Artist: Jeff Crouse (Eyebeam Senior Fellow): Interactive narrative, software development
Workshop: Students will work in familiar and new social media platforms, with an eye towards activist interventions, finding humor, and craze making.
Critical Frameworks: Communication, audience development, narrative
Resources: Potentially…Carnivore, Reamweaver, Tor, TheyRule, Fundrace, Cory Archangel, Evan Roth, Ze Frank, Facebook and/or MySpace, Twitter, etc.
Videos we watched:
Vodpod videos no longer available.
—
Blog post by Fernando and Caroline:
On July 13th, we watched a video by Lawrence Lessig, he started off by telling us three stories of the creation of the internet. One of them was about Tim Burners Lee, he approached the U.S. government and said that the newly invented ‘sound machines’ were going to ruin our vocal cords. Tim Burners Lee said that with these machines distributing music and sound there would be no need for people to use there vocal cords to sing and talk in public gatherings and that humans would evolve without their vocal chords and we would also loose their passion and wouldn’t be able to communicate in a creative way with one another. What Burners Lee feared was that with machines distributing simple to complex human tasks for us we would loose our passion, creativity, and would eventually evolve without it. Fortunately, Tim Burners Lee was wrong. Lawrence Lessig showed us that the internet would actually accomplish the opposite of what Tim Burners Lee thought. With the internet being a simple and creative tool to express your passions anyone and everyone can do it. An example of this would be people taking already created content and remixing it to something new, so taking something old and recreating on to it.

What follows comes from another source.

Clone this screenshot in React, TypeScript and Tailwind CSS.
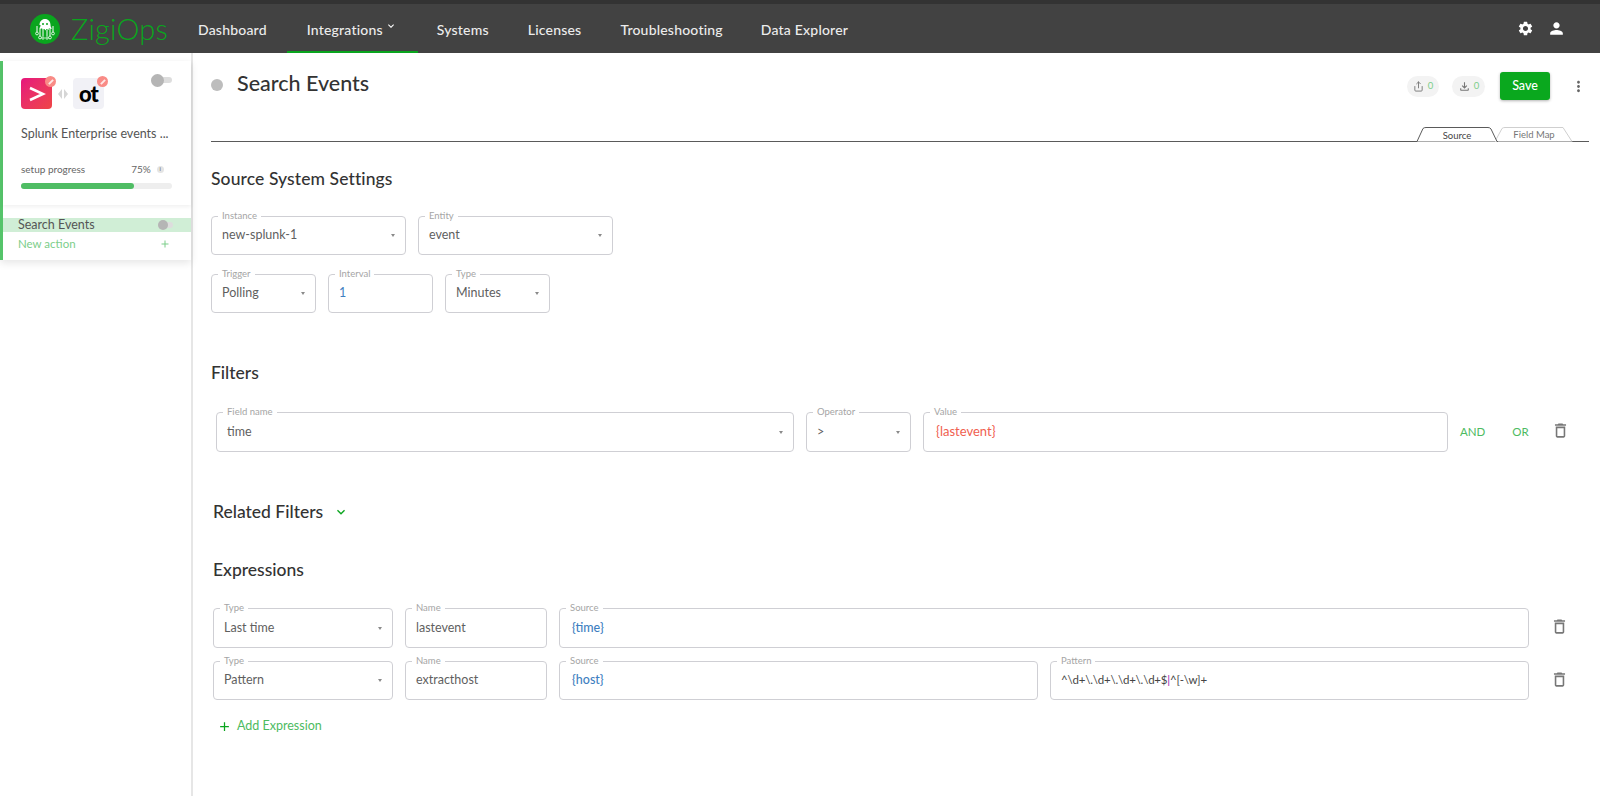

This is portrayed in AMVs (Anime Music Videos) and art work concepts being re-used/re-created for non-commercial purposes.
After we learned about the history of the internet and net neutrality, Jeff gave us a project to work on. For the rest of that day, we worked on remixing, combining and re-creating videos and audio tracks; to further prove Lawrence Lessig’s point, that people using the internet are actually contributing and redistributing culture to the world.